Перед Европой встают два вопроса: достаточен ли уровень европейской интеграции для поддержания евро на приемлемом уровне и как можно это осуществлять, не повредив трем другим политическим европейским проектам — единому рынку, поддержанию мира в соседних с Европой странах и проекции глобальной силы. Как утверждает Блэр, Британия не должна быть в стороне от всех этих дебатов, оставаясь пассивным зрителем происходящего на авансцене ЕС.

Британия может попытаться помочь написать правила политической жизни XXI века как ангажированная и лидирующая сила на европейском полюсе все более «многополярного» мира. Или она может надеяться на свое будущее как глобального финансового центра, нового Сингапура, который извлекает преимущества из открытых возможностей глобальной системы, в которой верховодят другие страны.

Обе перспективы вполне вероятны; но они требуют сильных перемен в самой стихии британского национального характера.

Трагедия европейской речи Кэмерона в том, что британский народ отвергнет возможность выбирать между двумя его перспективами. Не пожелав присоединяться к дискуссиям остальных членов ЕС о «нашем общем будущем», народ пустится в бессмысленную гонку за призраками былого величия.

Такая неопределенность создаст проблемы с глобальным бизнесом, но негативно скажется также и на положении Британии в мире.

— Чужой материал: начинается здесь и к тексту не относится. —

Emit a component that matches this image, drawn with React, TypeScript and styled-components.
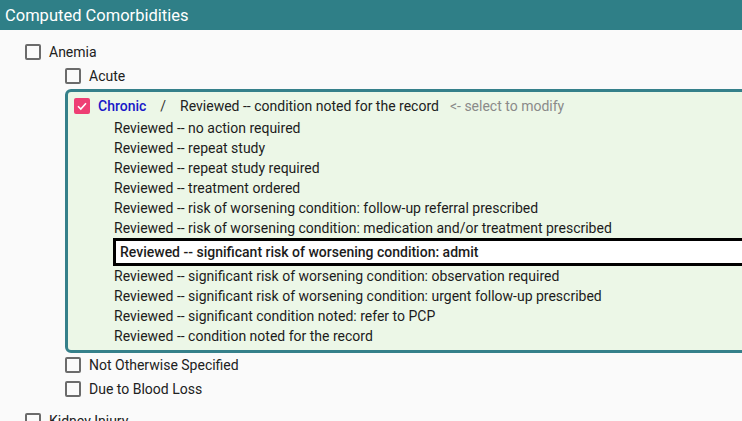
import React from "react";
import styled, { createGlobalStyle } from "styled-components";

const Global = createGlobalStyle`
  html, body { margin: 0; padding: 0; background: #fafafa; overflow: hidden; }
  body { font-family: Roboto, "Liberation Sans", Arial, sans-serif; color: #212121; }
`;

const Page = styled.div`
  width: 742px;
  height: 421px;
  overflow: hidden;
  background: #fafafa;
`;

const Header = styled.div`
  height: 30px;
  background: #2f7f87;
  color: #ffffff;
  font-size: 16.5px;
  display: flex;
  align-items: center;
  padding-left: 5px;
`;

const Content = styled.div`
  padding: 10px 0 0 25px;
  display: flex;
  flex-direction: column;
`;

const Group = styled.div`
  display: flex;
  flex-direction: column;
  margin-bottom: 8px;
`;

const Row = styled.div`
  height: 24px;
  display: flex;
  align-items: center;
  gap: 8px;
  font-size: 14px;
`;

const Box = styled.span<{ $checked?: boolean }>`
  width: 16px;
  height: 16px;
  box-sizing: border-box;
  border-radius: 2px;
  flex: none;
  display: flex;
  align-items: center;
  justify-content: center;
  border: ${(p) => (p.$checked ? "none" : "2px solid #6b6b6b")};
  background: ${(p) => (p.$checked ? "#ee3f74" : "transparent")};
`;

const Children = styled.div`
  display: flex;
  flex-direction: column;
  padding-left: 40px;
`;

const Panel = styled.div`
  margin-top: 1px;
  margin-right: -80px;
  border: 3px solid #35808a;
  border-radius: 6px;
  background: #ecf7e7;
  padding: 1px 0 4px 6px;
  display: flex;
  flex-direction: column;
`;

const PanelHead = styled.div`
  height: 25px;
  display: flex;
  align-items: center;
  font-size: 14px;
`;

const Name = styled.span`
  color: #1818c8;
  font-weight: 500;
  margin-left: 8px;
`;

const Slash = styled.span`
  margin: 0 14px 0 14px;
  color: #333;
`;

const Hint = styled.span`
  color: #8a8a8a;
  margin-left: 11px;
`;

const Options = styled.div`
  display: flex;
  flex-direction: column;
  padding-left: 40px;
`;

const Option = styled.div<{ $selected?: boolean }>`
  font-size: 14px;
  display: flex;
  align-items: center;
  box-sizing: border-box;
  height: ${(p) => (p.$selected ? "28px" : "20px")};
  padding-left: ${(p) => (p.$selected ? "4px" : "0")};
  margin-left: ${(p) => (p.$selected ? "-1px" : "0")};
  border: ${(p) => (p.$selected ? "3px solid #000" : "none")};
  background: ${(p) => (p.$selected ? "#ffffff" : "transparent")};
  font-weight: ${(p) => (p.$selected ? 500 : 400)};
  color: #1c1c1c;
`;

const Check = () => (
  <svg width="12" height="12" viewBox="0 0 12 12">
    <path d="M2 6.2 L4.8 9 L10 3.2" fill="none" stroke="#fff" strokeWidth="1.6" />
  </svg>
);

const options = [
  "Reviewed -- no action required",
  "Reviewed -- repeat study",
  "Reviewed -- repeat study required",
  "Reviewed -- treatment ordered",
  "Reviewed -- risk of worsening condition: follow-up referral prescribed",
  "Reviewed -- risk of worsening condition: medication and/or treatment prescribed",
  "Reviewed -- significant risk of worsening condition: admit",
  "Reviewed -- significant risk of worsening condition: observation required",
  "Reviewed -- significant risk of worsening condition: urgent follow-up prescribed",
  "Reviewed -- significant condition noted: refer to PCP",
  "Reviewed -- condition noted for the record",
];

export default function App() {
  return (
    <Page>
      <Global />
      <Header>Computed Comorbidities</Header>
      <Content>
        <Group>
          <Row>
            <Box />
            Anemia
          </Row>
          <Children>
            <Row>
              <Box />
              Acute
            </Row>
            <Panel>
              <PanelHead>
                <Box $checked>
                  <Check />
                </Box>
                <Name>Chronic</Name>
                <Slash>/</Slash>
                Reviewed -- condition noted for the record
                <Hint>&lt;- select to modify</Hint>
              </PanelHead>
              <Options>
                {options.map((o, i) => (
                  <Option key={i} $selected={i === 6}>
                    {o}
                  </Option>
                ))}
              </Options>
            </Panel>
            <Row>
              <Box />
              Not Otherwise Specified
            </Row>
            <Row>
              <Box />
              Due to Blood Loss
            </Row>
          </Children>
        </Group>
        <Row>
          <Box />
          Kidney Injury
        </Row>
      </Content>
    </Page>
  );
}
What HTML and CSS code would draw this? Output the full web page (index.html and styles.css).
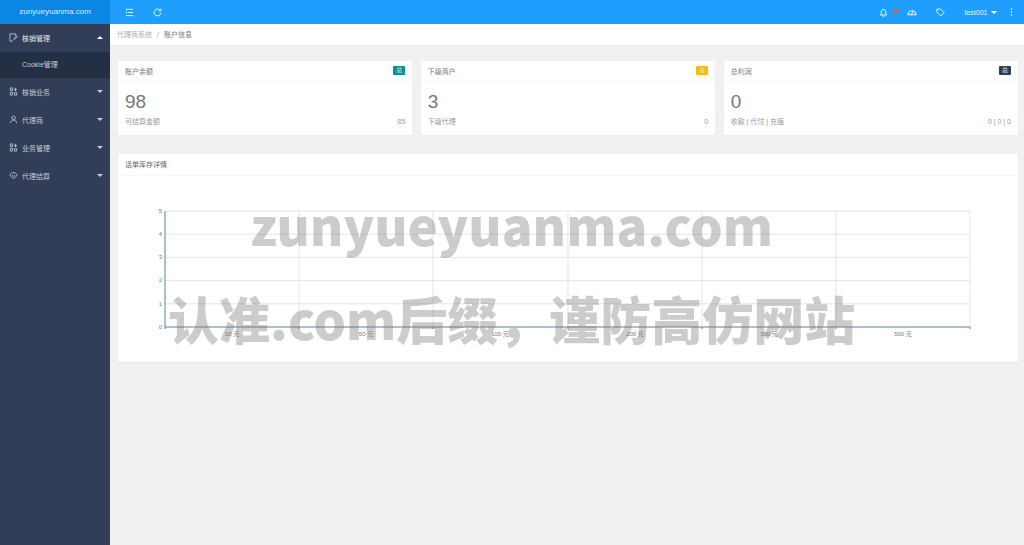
FILE: index.html
```html
<!DOCTYPE html>
<html lang="en">
<head>
  <meta charset="UTF-8">
  <meta name="viewport" content="width=device-width, initial-scale=1.0">
  <title>账户信息</title>
  <link rel="stylesheet" href="styles.css">
</head>
<body>

  <!-- Sidebar -->
  <aside class="sidebar">
    <div class="logo">zunyueyuanma.com</div>
    <ul class="menu">
      <li class="menu-item open">
        <svg class="menu-icon" viewBox="0 0 10 10"><path d="M7.500 3.500V1H1V9H4.500M5.500 6L8.500 3 9.500 4 6.500 7H5.500Z"/></svg>
        <span>核销管理</span><i class="caret up"></i>
      </li>
      <li class="menu-sub">Cookie管理</li>
      <li class="menu-item">
        <svg class="menu-icon" viewBox="0 0 10 10"><path d="M1.500 1H4V4H1.500ZM1.500 6H4V9H1.500ZM6 6H8.500V9H6ZM7.200 1V4.500M5.500 2.700H9"/></svg>
        <span>核销业务</span><i class="caret"></i>
      </li>
      <li class="menu-item">
        <svg class="menu-icon" viewBox="0 0 10 10"><circle cx="5" cy="3.200" r="2"/><path d="M1.500 9C1.800 6.800 3.200 5.800 5 5.800S8.200 6.800 8.500 9"/></svg>
        <span>代理商</span><i class="caret"></i>
      </li>
      <li class="menu-item">
        <svg class="menu-icon" viewBox="0 0 10 10"><path d="M1.500 1H4V4H1.500ZM1.500 6H4V9H1.500ZM6 6H8.500V9H6ZM7.200 1V4.500M5.500 2.700H9"/></svg>
        <span>业务管理</span><i class="caret"></i>
      </li>
      <li class="menu-item">
        <svg class="menu-icon" viewBox="0 0 10 10"><path d="M3 2H7L9.300 4.400 5 8.800 .7 4.400ZM3.300 4.500L5 6.200 6.700 4.500"/></svg>
        <span>代理结算</span><i class="caret"></i>
      </li>
    </ul>
  </aside>

  <div class="main">
    <!-- Top bar -->
    <header class="topbar">
      <svg class="top-icon menu-toggle" viewBox="0 0 10 10"><path d="M1 1.500H9M3.500 5H9M1 8.500H9M1 3.800L2.300 5 1 6.200"/></svg>
      <svg class="top-icon refresh" viewBox="0 0 10 10"><path d="M8.300 3A3.800 3.800 0 1 0 8.800 5.600M8.800 .8V3.300H6.300"/></svg>
      <div class="top-right">
        <svg class="top-icon bell" viewBox="0 0 10 10"><path d="M1.500 7.800H8.500L7.600 6.500V4.200A2.600 2.600 0 0 0 2.400 4.200V6.500ZM4 9.200H6"/></svg>
        <span class="dot"></span>
        <svg class="top-icon palette" viewBox="0 0 10 10"><path d="M1 7.800A4 4 0 0 1 9 7.800ZM4.200 7.500L6.500 4M2.700 6H2.900M3.800 4H4M7.200 6H7.400"/></svg>
        <svg class="top-icon tag" viewBox="0 0 10 10"><path d="M1 1.200H5L9 5.200 5.500 8.800 1 4.800ZM3 3H3.100"/></svg>
        <span class="user">test001</span><i class="caret user-caret"></i>
        <span class="more"><b></b><b></b><b></b></span>
      </div>
    </header>

    <nav class="breadcrumb">
      <span class="crumb">代理商系统</span><span class="crumb-sep">/</span><span class="crumb-now">账户信息</span>
    </nav>

    <div class="content">
      <div class="cards">
        <section class="card">
          <div class="card-head"><span>账户余额</span><em class="badge green">总</em></div>
          <div class="card-body">
            <p class="card-num">98</p>
            <div class="card-foot"><span>可结算金额</span><span>85</span></div>
          </div>
        </section>
        <section class="card">
          <div class="card-head"><span>下级商户</span><em class="badge yellow">总</em></div>
          <div class="card-body">
            <p class="card-num">3</p>
            <div class="card-foot"><span>下级代理</span><span>0</span></div>
          </div>
        </section>
        <section class="card">
          <div class="card-head"><span>总利润</span><em class="badge navy">总</em></div>
          <div class="card-body">
            <p class="card-num">0</p>
            <div class="card-foot"><span>收款 | 代付 | 充值</span><span>0 | 0 | 0</span></div>
          </div>
        </section>
      </div>

      <section class="card chart-card">
        <div class="card-head chart-head"><span>话单库存详情</span></div>
        <svg class="chart" viewBox="0 0 900 186">
          <g class="grid">
            <path d="M47 35H852M47 58.200H852M47 81.400H852M47 104.600H852M47 127.800H852"/>
            <path d="M181 35V151M315 35V151M450 35V151M584 35V151M718 35V151M852 35V151"/>
          </g>
          <g class="axis">
            <path d="M47 35V151M47 151H852"/>
            <path d="M181 151V153M315 151V153M450 151V153M584 151V153M718 151V153M852 151V153M47 151V153"/>
          </g>
          <g class="y-labels">
            <text x="44" y="37">5</text>
            <text x="44" y="60">4</text>
            <text x="44" y="83">3</text>
            <text x="44" y="106">2</text>
            <text x="44" y="130">1</text>
            <text x="44" y="153">0</text>
          </g>
          <g class="x-labels">
            <text x="114" y="160">30 元</text>
            <text x="248" y="160">50 元</text>
            <text x="382" y="160">100 元</text>
            <text x="517" y="160">200 元</text>
            <text x="651" y="160">300 元</text>
            <text x="785" y="160">500 元</text>
          </g>
        </svg>
      </section>
    </div>
  </div>

  <!-- Watermark over the page -->
  <div class="mark mark-top">zunyueyuanma.com</div>
  <div class="mark mark-bottom">认准.com后缀，谨防高仿网站</div>

</body>
</html>
```

FILE: styles.css
```css
* {
  box-sizing: border-box;
}

body {
  display: flex;
  height: 545px;
  margin: 0;
  overflow: hidden;
  font-family: "Liberation Sans", "Noto Sans CJK SC", sans-serif;
  font-size: 7px;
  color: #666;
  background-color: #f1f1f1;
}

/* Sidebar */
.sidebar {
  flex: 0 0 110px;
  background-color: #323e58;
}

.logo {
  height: 24px;
  line-height: 24px;
  text-align: center;
  font-size: 8px;
  color: #d8ecfb;
  background-color: #0c86e4;
}

.menu {
  margin: 0;
  padding: 0;
  list-style: none;
}

.menu-item {
  display: flex;
  align-items: center;
  height: 28px;
  padding: 0 7px 1px 9px;
  color: #c6cbd4;
}

.menu-item.open {
  color: #e6e8ec;
}

.menu-item span {
  flex: 1;
  margin-left: 4px;
}

.menu-icon {
  width: 9px;
  height: 9px;
  fill: none;
  stroke: #c6cbd4;
  stroke-width: 0.9;
}

.menu-sub {
  height: 26px;
  line-height: 26px;
  padding-left: 22px;
  color: #c6cbd4;
  background-color: #252f43;
}

.caret {
  width: 0;
  height: 0;
  border-left: 3.5px solid transparent;
  border-right: 3.5px solid transparent;
  border-top: 3.5px solid #c6cbd4;
}

.caret.up {
  border-top: 0;
  border-bottom: 3.5px solid #fff;
}

/* Top bar */
.main {
  flex: 1;
  min-width: 0;
}

.topbar {
  display: flex;
  align-items: center;
  height: 24px;
  padding: 0 12px 0 15px;
  color: #fff;
  background-color: #1e9fff;
}

.top-icon {
  width: 9px;
  height: 9px;
  fill: none;
  stroke: #e6f4ff;
  stroke-width: 1.100;
}

.refresh {
  margin-left: 19px;
}

.top-right {
  display: flex;
  align-items: center;
  margin-left: auto;
}

.dot {
  width: 4px;
  height: 4px;
  margin: 0 0 2px 5px;
  background-color: #ff5722;
  border-radius: 1px;
}

.palette {
  width: 10px;
  height: 10px;
  margin-left: 10px;
}

.tag {
  margin-left: 19px;
}

.user {
  margin-left: 20px;
  color: #e6f4ff;
}

.user-caret {
  margin-left: 3px;
  border-top-color: #fff;
}

.more {
  display: flex;
  flex-direction: column;
  gap: 1.500px;
  margin-left: 14px;
}

.more b {
  width: 1.500px;
  height: 1.500px;
  background-color: #e6f4ff;
}

/* Breadcrumb */
.breadcrumb {
  display: flex;
  align-items: center;
  height: 22px;
  padding-left: 7px;
  padding-bottom: 1px;
  background-color: #fff;
  border-bottom: 1px solid #eee;
}

.crumb {
  color: #aaa;
}

.crumb-sep {
  margin: 0 5px;
  color: #aaa;
}

.crumb-now {
  color: #777;
}

/* Cards */
.content {
  padding: 15px 6px 0 8px;
}

.cards {
  display: grid;
  grid-template-columns: repeat(3, 1fr);
  gap: 8.500px;
}

.card {
  background-color: #fff;
  box-shadow: 0 1px 2px rgba(0, 0, 0, 0.03);
}

.card-head {
  display: flex;
  justify-content: space-between;
  align-items: center;
  height: 21px;
  padding: 0 7px 1px;
  color: #777;
  border-bottom: 1px solid #f8f8f8;
}

.badge {
  width: 12px;
  height: 9px;
  line-height: 9px;
  text-align: center;
  font-style: normal;
  font-size: 6px;
  color: #dfe6e6;
  border-radius: 1px;
}

.green {
  background-color: #009688;
}

.yellow {
  background-color: #ffb800;
}

.navy {
  background-color: #2f4056;
}

.card-body {
  height: 53px;
  padding: 9px 7px 0;
}

.card-num {
  height: 22px;
  margin: 0;
  line-height: 22px;
  font-size: 19px;
  color: #777;
}

.card-foot {
  display: flex;
  justify-content: space-between;
  margin-top: 4px;
  line-height: 10px;
  color: #999;
}

/* Chart */
.chart-card {
  margin-top: 19px;
}

.chart-head {
  height: 22px;
  padding-bottom: 2px;
  color: #666;
}

.chart {
  display: block;
  width: 100%;
  height: 186px;
}

.grid path {
  fill: none;
  stroke: #dedede;
  stroke-width: 0.8;
}

.axis path {
  fill: none;
  stroke: #4d83b0;
  stroke-width: 1;
}

.y-labels text {
  font-size: 6px;
  fill: #777;
  text-anchor: end;
}

.x-labels text {
  font-size: 6px;
  fill: #777;
  text-anchor: middle;
}

/* Watermark */
.mark {
  position: absolute;
  white-space: nowrap;
  font-family: "Noto Sans CJK SC", sans-serif;
  font-weight: 900;
  color: rgba(120, 120, 120, 0.38);
}

.mark-top {
  left: 250px;
  top: 186px;
  font-size: 51px;
  line-height: 76px;
}

.mark-bottom {
  left: 168px;
  top: 281px;
  font-size: 51px;
  line-height: 74px;
}
```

Тогда как континентальная Европа озабочена вопросами о валютах, политическом союзе и глобальном балансе сил, политический класс Британии увлекается софистическими дебатами о том, каковы должны быть изменения и дополнения в европейском регулировании рыболовства или в нормативах рабочего времени. Итак, вместо того чтобы предлагать выбор европейского будущего, в формировании которого Британия призвана участвовать, Кэмерон готов перезаключить сделку с прошлым.